Tuesday, June 3, 2008

Carrots, grande and venti.

Cow parsnip, Heracleum maximum.

One of the more dramatic plants you are likely to encounter in British Columbia the cow parsnip, Heracleum maximum. Come across a patch while on a nature walk and you are likely to hear exclamations of interest and wonderment, and someone is bound to observe that it looks like a giant Queen Anne’s Lace, the wild carrot, which it does. Someone will suggest, with some trepidation, that it might be giant hogweed. Good guess. It is quite similar to that plant, the true giant of the family, whose existence renders inaccurate the Latin name of cow parsnip, which is not so maximum after all.

The giant hogweed (also known as giant cow parsnip), Heracleum mantegazzianum, is native to the Caucasus Mountains of southwest Asia but has been ill-advisably introduced to other parts of the world, where it has taken over riverbanks and other wetland areas. Besides being a potential ecological nightmare, this plant is pure hazmat. It contains light-activated chemicals called furanocoumarins in its leaves, roots, stems, flowers and seeds, which can cause serious, burn-like dermatitis to skin that has been in contact with these plant parts and subsequently exposed to sunlight. Pigmented scars lasting several years can result. So watch out! Cue the Genesis

Cow parsnip, on the other hand, is edible, and has been used as a green vegetable by almost every First Nations group along the north Pacific coast. Like hogweed, it favours moist areas such as stream banks, but can also be found in avalanche tracks, road cuts and the upper levels of beaches, from sea-level to sub-alpine.

Giant hogweed, 3-4 m tall.

How to tell them apart? For starters, if a plant is way taller than you are, it’s most likely giant hogweed. Cow parsnip is seldom more than 2 m tall; giant hogweed can reach 4 meters (although the size ranges overlap).

Giant hogweed, stem-base.

The stem-bases of giant hogweed can be more than 10 cm in diameter, although 3-8 cm is more common. Stems have diffuse or patchy purple pigmentation.

Giant hogweed stem and leaves.

The basal (lowest) leaves of giant hogweed are crazily multi-lobed, and can be more than a metre across.


Cow parsnip stems and leaves.

Cow parsnip has green, somewhat hairy stems, 1-3 cm in diameter.
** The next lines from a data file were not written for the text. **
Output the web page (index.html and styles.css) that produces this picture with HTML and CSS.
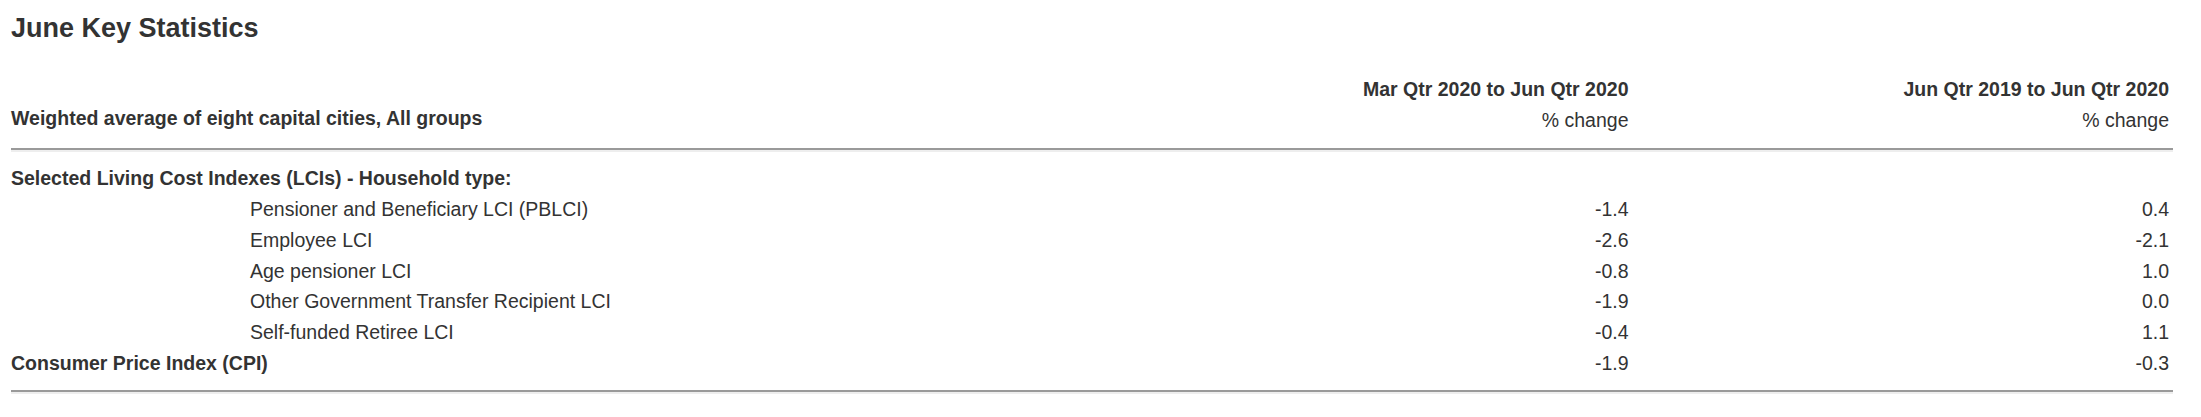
FILE: index.html
```html
<!DOCTYPE html>
<html lang="en">

<head>
    <meta charset="utf-8">
    <meta name="viewport" content="width=device-width, initial-scale=1.0">
    <title>June Key Statistics</title>

    <link rel="stylesheet" href="styles.css">

</head>

<body>

    <section class="stats">

        <h2>June Key Statistics</h2>

        <table class="key_table">
            <colgroup>
                <col class="col_label">
                <col class="col_value">
                <col class="col_value">
            </colgroup>
            <thead>
                <tr>
                    <th class="label" rowspan="2">Weighted average of eight capital cities, All groups</th>
                    <th class="num">Mar Qtr 2020 to Jun Qtr 2020</th>
                    <th class="num">Jun Qtr 2019 to Jun Qtr 2020</th>
                </tr>
                <tr class="units">
                    <td class="num">% change</td>
                    <td class="num">% change</td>
                </tr>
            </thead>
            <tbody>
                <tr class="first">
                    <th class="label" colspan="3">Selected Living Cost Indexes (LCIs) - Household type:</th>
                </tr>
                <tr>
                    <td class="sub">Pensioner and Beneficiary LCI (PBLCI)</td>
                    <td class="num">-1.4</td>
                    <td class="num">0.4</td>
                </tr>
                <tr>
                    <td class="sub">Employee LCI</td>
                    <td class="num">-2.6</td>
                    <td class="num">-2.1</td>
                </tr>
                <tr>
                    <td class="sub">Age pensioner LCI</td>
                    <td class="num">-0.8</td>
                    <td class="num">1.0</td>
                </tr>
                <tr>
                    <td class="sub">Other Government Transfer Recipient LCI</td>
                    <td class="num">-1.9</td>
                    <td class="num">0.0</td>
                </tr>
                <tr>
                    <td class="sub">Self-funded Retiree LCI</td>
                    <td class="num">-0.4</td>
                    <td class="num">1.1</td>
                </tr>
                <tr class="last">
                    <th class="label">Consumer Price Index (CPI)</th>
                    <td class="num">-1.9</td>
                    <td class="num">-0.3</td>
                </tr>
            </tbody>
        </table>

        <div class="rule_shadow"></div>

    </section>

</body></html>
```

FILE: styles.css
```css
html {
    background-color: white;
}

body {
    margin: 0;
    font-family: "Liberation Sans", Arial, sans-serif;
    color: #333;
}

.stats {
    padding: 0 28px 0 11px;
}

h2 {
    font-size: 27px;
    line-height: 30px;
    font-weight: bold;
    margin: 13px 0 31px;
}

.key_table {
    width: 100%;
    border-collapse: separate;
    border-spacing: 0;
    font-size: 19.5px;
    line-height: 22.9px;
}

.col_label {
    width: 50%;
}

.col_value {
    width: 25%;
}

.key_table th,
.key_table td {
    padding: 4px 4px 4px 0;
    vertical-align: bottom;
}

.key_table th {
    font-weight: bold;
}

.label {
    text-align: left;
}

.num {
    text-align: right;
    font-weight: normal;
}

thead th.num {
    font-weight: bold;
}

.units td {
    padding-bottom: 16px;
    border-bottom: 2px solid #9a9a9a;
}

thead th.label {
    padding-bottom: 18px;
    border-bottom: 2px solid #9a9a9a;
}

.first th {
    padding-top: 15px;
    border-top: 2px solid #eeeeee;
}

.sub {
    padding-left: 239px !important;
}

.last th,
.last td {
    padding-bottom: 15px;
    border-bottom: 2px solid #9a9a9a;
}

.rule_shadow {
    height: 2px;
    background-color: #eeeeee;
}
```
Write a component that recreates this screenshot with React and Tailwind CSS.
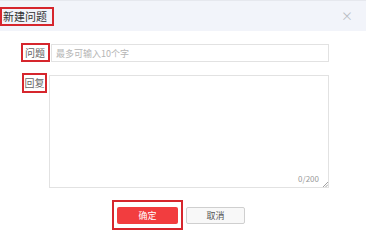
export default function App() {
  const font = { fontFamily: '"Noto Sans CJK SC", "Liberation Sans", sans-serif' };
  return (
    <div className="w-[366px] h-[248px] bg-white overflow-hidden" style={font}>
      <div className="h-[31px] bg-[#f2f4fa] border-t border-[#e6e8ee] flex items-center justify-between">
        <div className="h-[19px] border-2 border-[#d6262d] flex items-center pl-[1px] pr-[5px] text-[11px] text-[#333] leading-none">
          新建问题
        </div>
        <span className="mr-[13px] text-[12px] text-[#b8bcc4] leading-none">×</span>
      </div>

      <div className="flex items-start mt-[12px] pl-[21px]">
        <div className="w-[29px] h-[19px] border-2 border-[#d6262d] flex items-center justify-end pr-[3px] text-[10px] text-[#666] leading-none">
          问题
        </div>
        <div className="ml-[1px] mt-[1px] w-[278px] h-[18px] border border-[#e2e2e2] flex items-center pl-[4px] text-[9px] text-[#b5b5b5] leading-none">
          最多可输入10个字
        </div>
      </div>

      <div className="flex items-start mt-[11px] pl-[22px]">
        <div className="w-[25px] h-[20px] border-2 border-[#d6262d] flex items-center justify-center text-[10px] text-[#666] leading-none">
          回复
        </div>
        <div className="ml-[2px] mt-[2px] w-[280px] h-[113px] border border-[#e2e2e2] relative">
          <span className="absolute right-[9px] bottom-[4px] text-[8px] text-[#999] leading-none">0/200</span>
          <svg className="absolute right-0 bottom-0" width="6" height="6" viewBox="0 0 6 6">
            <path d="M6 1L1 6M6 3.5L3.5 6" stroke="#888" strokeWidth="0.8" />
          </svg>
        </div>
      </div>

      <div className="flex items-start mt-[12px] pl-[112px]">
        <div className="w-[71px] h-[30px] border-2 border-[#d6262d] flex items-center justify-center">
          <div className="w-[61px] h-[17px] rounded-[2px] bg-[#f23d3f] flex items-center justify-center text-[9px] text-white leading-none">
            确定
          </div>
        </div>
        <div className="ml-[3px] mt-[7px] w-[59px] h-[17px] rounded-[2px] border border-[#cfcfcf] bg-[#f8f8f8] flex items-center justify-center text-[9px] text-[#555] leading-none">
          取消
        </div>
      </div>
    </div>
  );
}
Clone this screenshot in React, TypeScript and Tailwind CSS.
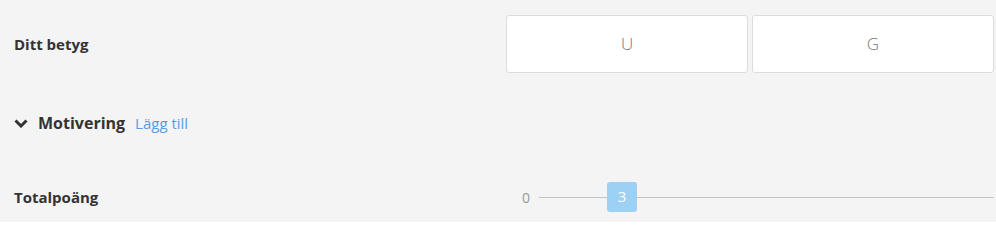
export default function App() {
  return (
    <main
      className="h-[222px] w-full overflow-hidden bg-[#f4f4f4] text-[#333] pl-[14px] pr-[2px] pt-[15px]"
      style={{ fontFamily: '"Open Sans", "Liberation Sans", sans-serif' }}
    >
      {/* Grade row */}
      <div className="flex items-center">
        <p className="flex-1 text-[15px] font-bold">Ditt betyg</p>
        <div className="grid w-[488px] grid-cols-2 gap-1">
          {["U", "G"].map((g) => (
            <button
              key={g}
              className="flex h-[58px] items-center justify-center rounded-[3px] border border-[#dcdcdc] bg-white text-[17px] font-light text-[#777]"
            >
              {g}
            </button>
          ))}
        </div>
      </div>

      {/* Motivation */}
      <div className="mt-[38px] flex h-6 items-center">
        <svg width="14" height="9" viewBox="0 0 14 9" className="mr-[10px]">
          <polyline
            points="1.5,1.5 7,7 12.5,1.5"
            fill="none"
            stroke="#333"
            strokeWidth="3"
          />
        </svg>
        <span className="text-[16px] font-bold">Motivering</span>
        <a className="ml-[10px] text-[15px] text-[#5b9be0]">Lägg till</a>
      </div>

      {/* Total score */}
      <div className="mt-[47px] flex h-[30px] items-center">
        <p className="flex-1 text-[15px] font-bold">Totalpoäng</p>
        <div className="flex w-[488px] items-center">
          <span className="ml-[16px] text-[14px] text-[#999]">0</span>
          <div className="relative ml-[9px] h-px flex-1 bg-[#c4c4c4]">
            <div className="absolute left-[68px] top-[-15px] flex h-[30px] w-[30px] items-center justify-center rounded-[3px] bg-[#9dd0f5] text-[15px] text-white">
              3
            </div>
          </div>
        </div>
      </div>
    </main>
  );
}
The basal leaves are three-lobed, with each lobe bearing additional minor lobes. Upper leaves may be simpler, somewhat maple-like.

Cow parsnip occurs from Alaska to California and is found throughout British Columbia. In BC, Giant hogweed is known only from isolated localities on eastern Vancouver island and the Lower Mainland (Vancouver area). Most or all instances have origins in intentional plantings, likely meant to produce spectacular specimen plants. Pity the gardeners assigned to prune them.

If you want a big, leafy carrot-thing to accompany your water feature, go with cow parsnip. It’s spectacular in its own right, and a lot friendlier.

Reference: Page, N. 2004. Giant Hogweed, Heracleum mantegazzianum: a nasty invasive plant species in British Columbia. Menziesia 9(2): 1,5-8.